In 2018, the US FDA granted approval to Cannabidiol Epidiolex, a compound obtained from marijuana. The drug is useful for reducing seizures in patients with epileptic conditions such as Lennox-Gastaut syndrome and Dravet syndrome. This approval has officially launched medical marijuana and opened the doors for medical communities to do more research on medical cannabis, which is legally still a “Schedule I” drug,
As the researches and studies increased, more of the cannabis therapeutic qualities came into light. Today there are over 4,400 people that have a medical marijuana card in San Diego alone. This post sketches the nitty-gritty of this magical herb.
Medicinal Properties of Marijuana
Marijuana is rich in chemical compounds known as Cannabinoids. Synthetic versions of these compounds have been used for nonspecific treatments in the past, mostly as pain killers and medications, which bring down vomiting and seizures, apart from increasing appetite. Preliminary investigations have also confirmed some of these promising results from using medical marijuana in cases of
- Alzheimer’s patients;
- Epileptic patients;
- Multiple Sclerosis patients
- Patients with Crohn’s disease and other digestive system related disorders;
- Patients with Parkinson’s disease and other muscular spasms related ailments
- Cancer patients undergoing chemotherapy to reduce vomiting and nausea
- Patients with Cachexia
- Patients in pain due to peripheral neuropathy
And there are many kinds of research that are ongoing in this regard.
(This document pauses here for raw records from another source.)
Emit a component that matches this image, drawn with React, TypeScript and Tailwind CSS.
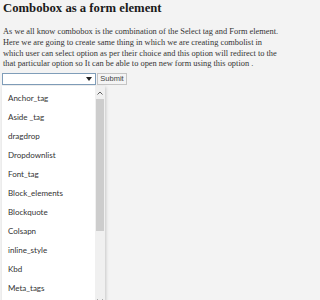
import React from "react";

const options = [
  "Anchor_tag",
  "Aside _tag",
  "dragdrop",
  "Dropdownlist",
  "Font_tag",
  "Block_elements",
  "Blockquote",
  "Colsapn",
  "inline_style",
  "Kbd",
  "Meta_tags",
];

export default function App() {
  return (
    <div className="min-h-[300px] bg-[#f3f3f3]">
      <div className="w-[283px] px-[3px] pt-[1px] font-['Liberation_Serif',serif] text-[#222]">
        {/* Heading */}
        <h1 className="text-[12.7px] font-bold leading-[15px] text-[#1a1a1a]">Combobox as a form element</h1>

        {/* Intro */}
        <p className="mt-[11px] text-[8.4px] leading-[10.8px] text-[#333]">
          As we all know combobox is the combination of the Select tag and Form element. Here we are going to create same thing in which we are creating combolist in which user can select option as per their choice and this option will redirect to the that particular option so It can be able to open new form using this option .
        </p>

        {/* Form */}
        <div className="mt-[3px] -ml-[1px] flex items-center gap-[1px]">
          <div className="relative">
            <div className="flex h-[12px] w-[94px] items-center justify-end border border-[#7f9db9] bg-white pr-[3px]">
              <svg width="6" height="4" viewBox="0 0 6 4">
                <path d="M0 0h6L3 4z" fill="#222" />
              </svg>
            </div>

            {/* Open list */}
            <div className="absolute left-0 top-[13px] z-10 flex h-[220px] w-[103px] overflow-hidden bg-white shadow-[1px_1px_3px_rgba(0,0,0,0.18)]">
              <ul className="flex-1 pl-[6px] pt-[3px] font-['Lato',sans-serif] text-[8px] text-[#333]">
                {options.map((o) => (
                  <li key={o} className="h-[19px] leading-[19px]">
                    {o}
                  </li>
                ))}
              </ul>
              <div className="flex w-[10px] flex-col items-center bg-[#f0f0f0]">
                <svg width="6" height="4" viewBox="0 0 6 4" className="mt-[5px]">
                  <path d="M0.5 3.5L3 1l2.5 2.5" stroke="#606060" strokeWidth="1" fill="none" />
                </svg>
                <div className="mt-[4px] h-[132px] w-[8px] bg-[#cdcdcd]" />
                <div className="flex-1" />
                <svg width="6" height="4" viewBox="0 0 6 4" className="mb-[3px]">
                  <path d="M0.5 0.5L3 3l2.5-2.5" stroke="#606060" strokeWidth="1" fill="none" />
                </svg>
              </div>
            </div>
          </div>

          <button className="h-[12px] w-[30px] border border-[#c4c4c4] bg-[#f4f4f4] font-['Liberation_Sans',sans-serif] text-[7.5px] leading-[10px] text-[#444]">
            Submit
          </button>
        </div>
      </div>
    </div>
  );
}
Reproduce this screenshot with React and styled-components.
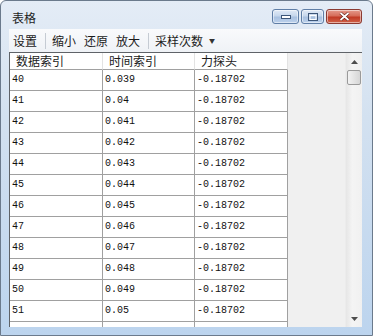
import React from 'react';
import styled, { createGlobalStyle } from 'styled-components';

const GlobalStyle = createGlobalStyle`
  html, body {
    margin: 0;
    padding: 0;
    background: #ffffff;
  }
  * {
    box-sizing: border-box;
  }
`;

const cjk = `"Noto Sans CJK SC", "Microsoft YaHei", sans-serif`;
const num = `"Liberation Mono", "DejaVu Sans Mono", monospace`;

const Window = styled.div`
  width: 373px;
  height: 336px;
  display: flex;
  flex-direction: column;
  border: 1px solid #6b7a8c;
  border-radius: 6px 6px 0 0;
  background: linear-gradient(180deg, #e4ecf6 0%, #d3e1f0 35%, #bcd4ee 100%);
  padding: 0 10px 8px 8px;
  font-family: ${cjk};
  overflow: hidden;
`;

const TitleBar = styled.div`
  height: 28px;
  display: flex;
  align-items: center;
  justify-content: space-between;
  padding: 0 0 0 3px;
`;

const Title = styled.span`
  font-size: 12px;
  color: #1e1e1e;
  margin-top: 5px;
`;

const Controls = styled.div`
  display: flex;
  align-self: flex-start;
  margin-top: 8px;
  gap: 2px;
`;

const CtrlButton = styled.div`
  width: ${(p) => p.$w}px;
  height: 15px;
  border: 1px solid ${(p) => (p.$close ? '#8b3a32' : '#5f7ea6')};
  border-radius: 3px;
  display: flex;
  align-items: center;
  justify-content: center;
  background: ${(p) =>
    p.$close
      ? 'linear-gradient(180deg, #e59a8c 0%, #d66d5a 45%, #c13a25 55%, #d0634a 100%)'
      : 'linear-gradient(180deg, #e1eaf6 0%, #c6d7ec 45%, #a9c1e0 55%, #bcd1ec 100%)'};
  box-shadow: inset 0 0 0 1px rgba(255, 255, 255, 0.5);
`;

const Client = styled.div`
  flex: 1;
  display: flex;
  flex-direction: column;
  background: #f3f5f8;
  min-height: 0;
`;

const Toolbar = styled.div`
  height: 23px;
  display: flex;
  align-items: center;
  font-size: 12px;
  color: #1b1b1b;
  background: linear-gradient(180deg, #f9fafc 0%, #eff2f6 100%);
`;

const ToolItem = styled.span`
  padding: 0 4px;
  white-space: nowrap;
  display: flex;
  align-items: center;
`;

const Sep = styled.span`
  width: 1px;
  height: 16px;
  background: #c5cbd3;
  margin: 0 2px 0 4px;
`;

const Caret = styled.span`
  font-size: 6px;
  margin-left: 6px;
  color: #333;
`;

const GridArea = styled.div`
  flex: 1;
  display: flex;
  border-top: 1px solid #5f6368;
  border-left: 1px solid #5f6368;
  background: #f0f0f0;
  min-height: 0;
  overflow: hidden;
`;

const Table = styled.div`
  flex: 1;
  display: flex;
  flex-direction: column;
`;

const Row = styled.div`
  display: grid;
  grid-template-columns: 93px 92px 93px;
  height: ${(p) => (p.$head ? 17 : 21)}px;
  flex-shrink: 0;
`;

const HeadCell = styled.div`
  background: #ffffff;
  border-right: 1px solid #e3e3e3;
  border-bottom: 1px solid #a0a0a0;
  font-size: 12px;
  line-height: 16px;
  padding-left: 6px;
  color: #1a1a1a;
  white-space: nowrap;
`;

const Cell = styled.div`
  background: #ffffff;
  border-right: 1px solid #a0a0a0;
  border-bottom: 1px solid #a0a0a0;
  font-family: ${num};
  font-size: 10px;
  line-height: 20px;
  padding-left: 2px;
  color: #111;
  white-space: nowrap;
`;

const ScrollBar = styled.div`
  width: 17px;
  display: flex;
  flex-direction: column;
  align-items: center;
  background: linear-gradient(90deg, #e6e6e6 0%, #f4f4f4 40%, #f0f0f0 100%);
  border-left: 1px solid #ececec;
`;

const Arrow = styled.div`
  height: 17px;
  width: 100%;
  display: flex;
  align-items: center;
  justify-content: center;
`;

const Thumb = styled.div`
  width: 14px;
  height: 15px;
  border: 1px solid #9a9a9a;
  border-radius: 2px;
  background: linear-gradient(90deg, #f2f2f2 0%, #e4e4e4 50%, #d6d6d6 100%);
`;

const Track = styled.div`
  flex: 1;
`;

const rows = Array.from({ length: 12 }, (_, i) => {
  const idx = 40 + i;
  const t = parseFloat((0.039 + i * 0.001).toFixed(3)).toString();
  return { idx, t, f: '-0.18702' };
});

const App = () => {
  return (
    <>
      <GlobalStyle />
      <Window>
        <TitleBar>
          <Title>表格</Title>
          <Controls>
            <CtrlButton $w={27}>
              <svg width="10" height="4" viewBox="0 0 10 4">
                <rect x="0.5" y="0.5" width="9" height="3" fill="#fff" stroke="#3d5678" />
              </svg>
            </CtrlButton>
            <CtrlButton $w={23}>
              <svg width="10" height="8" viewBox="0 0 10 8">
                <rect x="0.5" y="0.5" width="9" height="7" fill="none" stroke="#3d5678" />
                <rect x="2" y="2.5" width="6" height="4" fill="none" stroke="#fff" />
              </svg>
            </CtrlButton>
            <CtrlButton $w={36} $close>
              <svg width="11" height="9" viewBox="0 0 11 9">
                <path d="M1.5 1 L9.5 8 M9.5 1 L1.5 8" stroke="#5a1b14" strokeWidth="3" />
                <path d="M1.5 1 L9.5 8 M9.5 1 L1.5 8" stroke="#ffffff" strokeWidth="1.8" />
              </svg>
            </CtrlButton>
          </Controls>
        </TitleBar>
        <Client>
          <Toolbar>
            <ToolItem>设置</ToolItem>
            <Sep />
            <ToolItem>缩小</ToolItem>
            <ToolItem>还原</ToolItem>
            <ToolItem>放大</ToolItem>
            <Sep />
            <ToolItem>
              采样次数<Caret>▼</Caret>
            </ToolItem>
          </Toolbar>
          <GridArea>
            <Table>
              <Row $head>
                <HeadCell>数据索引</HeadCell>
                <HeadCell>时间索引</HeadCell>
                <HeadCell>力探头</HeadCell>
              </Row>
              {rows.map((r) => (
                <Row key={r.idx}>
                  <Cell>{r.idx}</Cell>
                  <Cell>{r.t}</Cell>
                  <Cell>{r.f}</Cell>
                </Row>
              ))}
              <Row>
                <Cell />
                <Cell />
                <Cell />
              </Row>
            </Table>
            <ScrollBar>
              <Arrow>
                <svg width="7" height="4" viewBox="0 0 7 4">
                  <path d="M0 4 L3.5 0 L7 4 Z" fill="#4d4d4d" />
                </svg>
              </Arrow>
              <Thumb />
              <Track />
              <Arrow>
                <svg width="7" height="4" viewBox="0 0 7 4">
                  <path d="M0 0 L3.5 4 L7 0 Z" fill="#4d4d4d" />
                </svg>
              </Arrow>
            </ScrollBar>
          </GridArea>
        </Client>
      </Window>
    </>
  );
};

export default App;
Strains of Marijuana for Medical Usage
Scientifically, the two strains of hemp, i.e., Indica and Sativa, are used in the medical field. In addition to these two are the hybrids. These strains have market names such as Acapulco Gold, LA confidential, Bubba Kush, Afghan Kush, Purple Kush, Northern Lights, etc. Each strain exhibits different properties. Some are more effective in relaxing muscles and reducing pain, while others may be preferred for feeling energetic. Strains like “Super Silver Haze” bring down vomiting sensations. It is best to consult the physician to confirm which particular strain is ideal for the medical condition a person has, as there are effective hybrids too in the market.
Using Medical Marijuana
MMJ can be used in many different ways. Traditionally it was smoked or eaten. But it can also be inhaled using vaporizers, or applied on the skin, combining it with cosmetics such as cream, or lotion. Alternately, the liquid extracted from the hemp can be used under the tongue to get the desired benefit. However, in order to possess MMJ, you need an MMJ card authorized by your county or state law enforcement.
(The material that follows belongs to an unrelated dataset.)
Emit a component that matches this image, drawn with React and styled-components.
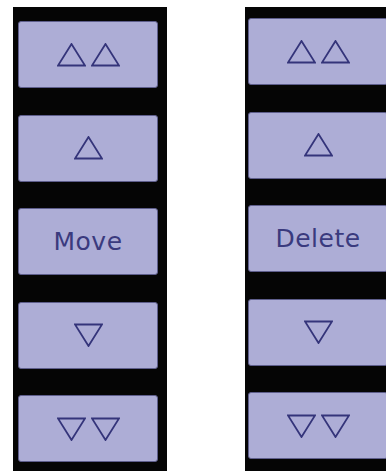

Adverse Reactions and Side Effects of Medical Marijuana
Adverse effects of medical marijuana, when used for long term include:
- Cannabinoid hyperemesis syndrome, which is nausea and/or vomiting caused by long-term usage of medical marijuana. Schizophrenia is also one of the side effects of prolonged usage of medical marijuana
- Addiction to marijuana
Normally, though a person who has taken medicinal marijuana in excess of what the body is in a position to tolerate, he or she may exhibit the following adverse reactions:
- Fast heartbeat
- Bloodshot eyes
- Low blood pressure
- Dizziness; and
The major concern when buying medical marijuana is strength or potency. This varies from one place to another and from 1 state to another simply because, as of now, it is not under any regulatory authority. This apart, the hemp is addictive, and that cannot be denied. Only purchase your strains from a licensed medical cannabis dispensary.
33 US States have legalized usage of medical marijuana, and 14 others have permitted usage of drugs with low concentrations of Tetrahydrocannabinol, with some restrictions, of course. While the trend definitely favors medical marijuana users, it is the medical fraternity that needs to offer more concrete results indicating medical benefits from it.